Vous êtes entrée dans ma vie – donnez à cette expression qui est très juste la signification la plus noble et la plus pure – a un moment ou mon milieu me desséchait quelque peu, ou on opposait sans cesse à ma conception d’une science sans cesse en communion avec le beau et la poésie la froide conception d’une technicité morte. Vous êtes venue comme un rayon de soleil. Il y avait quelqu’un désormais que mes accents les plus convaincus, au lieu de faire sourire, faisaient vibrer sur la même note, et à partir de ce moment, je suis devenu plus créateur. De vous savoir la, votre petit cœur battant des mêmes ardeurs et des mêmes convictions, cela me donnait du courage, et j’ai marché plus droit, et j’ai marché autrement. Ma chère amie, je sais que je ne puis pas vous faire un plus beau cadeau de Noel que de vous dire cela, qui est d’ailleurs la pure vérité. Dieu, par vous, a mis sur mon chemin une de ces femmes capables d’élever un homme très haut. Ici cet homme était avancé dans la vie. Et c’était un religieux. Étrange murmure en vérité! Mais, chère Marcelle, vous avez été cela. Restez cela. Soyez toujours cela. [...]

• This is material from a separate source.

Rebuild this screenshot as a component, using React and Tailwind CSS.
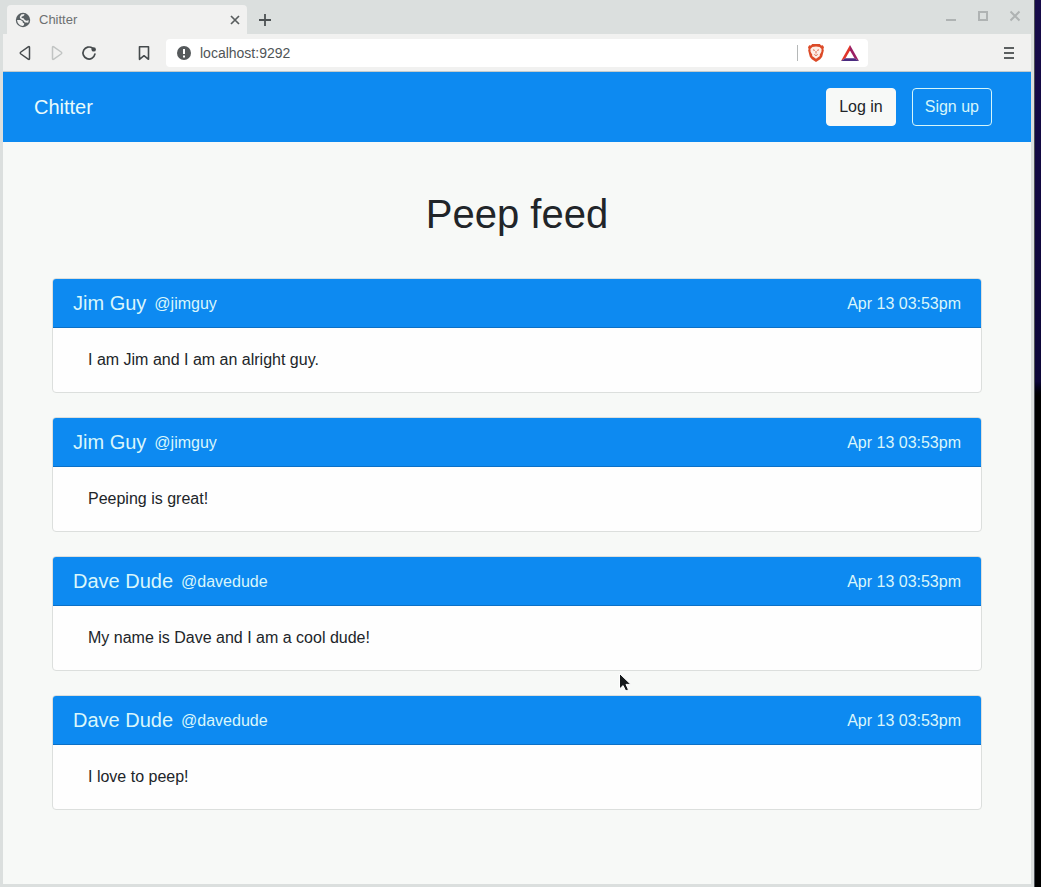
import React from "react";

const peeps = [
  { name: "Jim Guy", handle: "@jimguy", text: "I am Jim and I am an alright guy." },
  { name: "Jim Guy", handle: "@jimguy", text: "Peeping is great!" },
  { name: "Dave Dude", handle: "@davedude", text: "My name is Dave and I am a cool dude!" },
  { name: "Dave Dude", handle: "@davedude", text: "I love to peep!" },
];

function IconButton({ label, className = "", children }) {
  return (
    <button type="button" aria-label={label} className={`flex h-5 w-5 shrink-0 items-center justify-center ${className}`}>
      {children}
    </button>
  );
}

function Globe() {
  return (
    <svg width="16" height="16" viewBox="0 0 16 16" aria-hidden="true" className="shrink-0">
      <circle cx="8" cy="8" r="7.2" fill="#596063" />
      <path d="M6.200 2.400 9.400 2 9.200 3.200 8 4.200 6.800 4.400 6.500 6l2 .3 1.300 1.600 1.600.8 2.400-.4-.6 2.500-1.400-.4-1.900.2L8.400 8.400 5.500 6.900 4.700 5Z" fill="#f1f1f0" />
      <path d="M2 8h3.500l2 1.300.4 1.500 1.400.7-.4 1.700-1.400.8L5 13.300 2.800 11Z" fill="#f1f1f0" />
    </svg>
  );
}

function TabStrip() {
  return (
    <div className="flex h-[34px] items-end bg-[#dbdfde] pl-1">
      <div className="flex h-[29px] w-60 items-center rounded-t bg-[#f1f1f0] pr-1 pl-2">
        <Globe />
        <span className="ml-2 flex-1 text-[13px] text-[#6d7071]">Chitter</span>
        <IconButton label="Close tab" className="-mr-1 w-6">
          <svg width="10" height="10" viewBox="0 0 10 10" stroke="#595d5e" strokeWidth="1.7">
            <path d="m1 1 8 8M9 1 1 9" />
          </svg>
        </IconButton>
      </div>
      <IconButton label="New tab" className="mb-1 ml-2">
        <svg width="12" height="12" viewBox="0 0 12 12" stroke="#4c5153" strokeWidth="1.8">
          <path d="M6 0v12M0 6h12" />
        </svg>
      </IconButton>
      <div className="mr-[6px] mb-2 ml-auto flex gap-3">
        <IconButton label="Minimize">
          <svg width="12" height="12" viewBox="0 0 12 12" stroke="#afb3b3" strokeWidth="2">
            <path d="M1 10h10" />
          </svg>
        </IconButton>
        <IconButton label="Maximize">
          <svg width="12" height="12" viewBox="0 0 12 12" fill="none" stroke="#afb3b3" strokeWidth="2">
            <path d="M2 2h8v8H2Z" />
          </svg>
        </IconButton>
        <IconButton label="Close window">
          <svg width="12" height="12" viewBox="0 0 12 12" stroke="#afb3b3" strokeWidth="2">
            <path d="m1.5 1.5 9 9M10.5 1.5l-9 9" />
          </svg>
        </IconButton>
      </div>
    </div>
  );
}

function BraveLion() {
  return (
    <svg width="18" height="20" viewBox="0 0 18 20">
      <path d="M5.200 1h7.600l1.300 1.400 1.700-.1 1.200 2-.6 1.600.4 1.600-1.600 6.300-2 2.400L9 19l-4.200-2.800-2-2.400L1.200 7.500l.4-1.600L1 4.300l1.200-2 1.700.1Z" fill="#dc4a27" />
      <path d="M5.400 3.900 9 3.500l3.600.4 2 2.200-.2 2.700-1.700 3L12.900 13 9 15.700 5.100 13l.2-1.200-1.700-3-.2-2.700Z" fill="#fdeee6" />
      <path d="m6 6.800 1.800.6M12 6.800l-1.800.6M9 8v2.500M7.300 11.500 9 12.600l1.700-1.100" fill="none" stroke="#dc6a4c" strokeWidth="1" />
    </svg>
  );
}

function Bat() {
  return (
    <svg width="18" height="16" viewBox="0 0 18 16">
      <path d="M9 0 0 16l4.500-2.700L9 5.500Z" fill="#e0352b" />
      <path d="m9 0 9 16-4.500-2.700L9 5.500Z" fill="#9b1f63" />
      <path d="M0 16h18l-4.500-2.700h-9Z" fill="#4b2b80" />
    </svg>
  );
}

function Toolbar() {
  return (
    <div className="flex h-[38px] items-center border-b border-[#c3cbcc] bg-[#f1f1f0] pr-3 pl-3">
      <IconButton label="Back">
        <svg width="14" height="16" viewBox="0 0 14 16" fill="none" stroke="#454a4c" strokeWidth="1.5" strokeLinejoin="round">
          <path d="M11.500 2.600v10.800Q11.500 15 10.200 14.100L2.900 9Q1.600 8 2.900 7L10.200 1.900Q11.500 1 11.500 2.600Z" />
        </svg>
      </IconButton>
      <IconButton label="Forward" className="ml-3">
        <svg width="14" height="16" viewBox="0 0 14 16" fill="none" stroke="#c1c4c3" strokeWidth="1.5" strokeLinejoin="round">
          <path d="M2.500 2.600v10.800Q2.500 15 3.800 14.100L11.100 9Q12.400 8 11.100 7L3.800 1.900Q2.500 1 2.500 2.600Z" />
        </svg>
      </IconButton>
      <IconButton label="Reload" className="ml-3">
        <svg width="16" height="16" viewBox="0 0 16 16" fill="none">
          <path d="M11.600 3.200A6 6 0 1 0 13.900 9.200" stroke="#454a4c" strokeWidth="1.7" strokeLinecap="round" />
          <circle cx="12.7" cy="4.4" r="2.2" fill="#454a4c" />
        </svg>
      </IconButton>
      <IconButton label="Bookmark" className="ml-[35px]">
        <svg width="12" height="16" viewBox="0 0 12 16" fill="none" stroke="#454a4c" strokeWidth="1.6" strokeLinejoin="round">
          <path d="M1.500 1.700h9v12.600L6 10.700l-4.500 3.600Z" />
        </svg>
      </IconButton>
      <div className="ml-3 flex h-7 w-[702px] min-w-0 items-center rounded bg-white pr-2 pl-[11px]">
        <svg width="14" height="14" viewBox="0 0 14 14" className="shrink-0" aria-hidden="true">
          <circle cx="7" cy="7" r="7" fill="#55595b" />
          <path d="M6 3h2v5H6ZM6 9.500h2v2H6Z" fill="#fff" />
        </svg>
        <input
          aria-label="Address"
          defaultValue="localhost:9292"
          className="ml-2 h-6 min-w-0 flex-1 bg-transparent pl-px text-sm text-[#505557] outline-none"
        />
        <span className="h-4 w-px bg-[#b5b8b8]" />
        <IconButton label="Brave Shields" className="ml-2">
          <BraveLion />
        </IconButton>
        <IconButton label="Rewards" className="ml-[14px]">
          <Bat />
        </IconButton>
      </div>
      <IconButton label="Menu" className="ml-auto">
        <svg width="10" height="12" viewBox="0 0 10 12" stroke="#5b5f60" strokeWidth="2">
          <path d="M0 1h10M0 6h10M0 11h10" />
        </svg>
      </IconButton>
    </div>
  );
}

function Navbar() {
  return (
    <nav className="flex h-[70px] items-center bg-[#0d8af1] pr-[39px] pl-[31px]">
      <a href="#" className="mr-auto text-xl text-[#e9fbfb]">Chitter</a>
      <button type="button" className="h-[38px] rounded border border-[#f7f9f7] bg-[#f7f9f7] px-3 text-base text-[#212529]">
        Log in
      </button>
      <button type="button" className="ml-4 h-[38px] rounded border border-[#d5f6fa] px-3 text-base text-[#d5f6fa]">
        Sign up
      </button>
    </nav>
  );
}

function Peep({ name, handle, text }) {
  return (
    <article className="overflow-hidden rounded border border-[#dcdfdd] bg-[#fefefe]">
      <header className="flex items-end border-b border-[#0c70c6] bg-[#0d8af1] px-5 py-[11px] text-[#d9f6fb]">
        <h2 className="text-xl leading-[26px]">{name}</h2>
        <span className="ml-2">{handle}</span>
        <time className="ml-auto">Apr 13 03:53pm</time>
      </header>
      <p className="px-[35px] py-5 text-[#212529]">{text}</p>
    </article>
  );
}

function Cursor() {
  return (
    <svg width="14" height="20" viewBox="0 0 14 20" aria-hidden="true" className="absolute top-[672px] left-[618px]">
      <path d="M1.500 1.500v15.500l3.600-3.400 2.600 5.400 2.800-1.300-2.500-5.300h4.900Z" fill="#15191b" stroke="#fff" strokeWidth="1" />
    </svg>
  );
}

export default function App() {
  return (
    <div className="relative flex min-h-screen bg-linear-to-b from-[#170b4a] from-0% via-[#0c0638] via-[43%] to-black to-[45%] pr-[6px] font-['Liberation_Sans',Arial,sans-serif] text-base">
      <div className="flex min-w-0 flex-1 flex-col border-r border-[#4c5056] bg-[#dbdfde] pr-[3px] pb-[3px] pl-[3px]">
        <TabStrip />
        <Toolbar />
        <div className="flex-1 bg-[#f7f9f7]">
          <Navbar />
          <main className="px-[49px] pt-12 pb-[74px]">
            <h1 className="text-center text-[40px] leading-[48px] text-[#212529]">Peep feed</h1>
            <div className="mt-10 flex flex-col gap-6">
              {peeps.map((peep) => (
                <Peep key={peep.text} {...peep} />
              ))}
            </div>
          </main>
        </div>
      </div>
      <Cursor />
    </div>
  );
}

Vous avez raison de penser qu’il peut exister entre un homme et une femme une amitié très grande, et sans arrière-pensée, une union absolue des âmes, sans un mensonge et sans une réticence, qui élève au-dessus des choses matérielles et rapproche de la divinité. L’histoire nous en montre quelques-unes entre saints et saintes (saint François et sainte Claire), entre grandes âmes, entre hommes et femmes d’action. Mais combien il y a eu de ces amitiés qui ne firent pas de bruit littéraire, et qui n’en furent que plus véritables. Combien de fois devant l’oeuvre splendide d’un homme a-t-on oublié la grande âme de femme qui l’inspirait! Ces femmes ne furent pas toujours des épouses. Elles furent souvent des amies. [...]

Il se trouve que nos deux âmes rendent le même son, que nous regardons la vie et la vie avec les mêmes yeux d’enfants. Il se trouve que l’idée religieuse parle à nos âmes de la même façon, parce que nous avons grandi dans des familles de vieux christianisme patriarcal. [...]

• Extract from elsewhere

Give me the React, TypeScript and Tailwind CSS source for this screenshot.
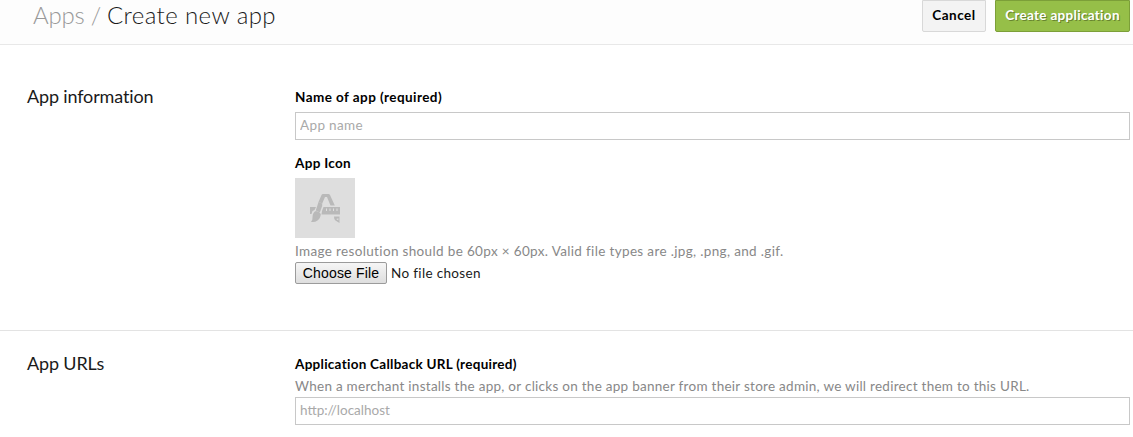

C’est une lettre du jour de l’An que je voulais vous écrire, ma chère fille, et je bavarde inconsidérablement [...]

Tout le beau et tout le bien pour votre famille, pour votre papa que vous adorez [...]

Et puis je redis avec vous: “Et que ce Nouvel An nous garde unis dans le Christ pour notre plus grand bien et celui d’autrui”.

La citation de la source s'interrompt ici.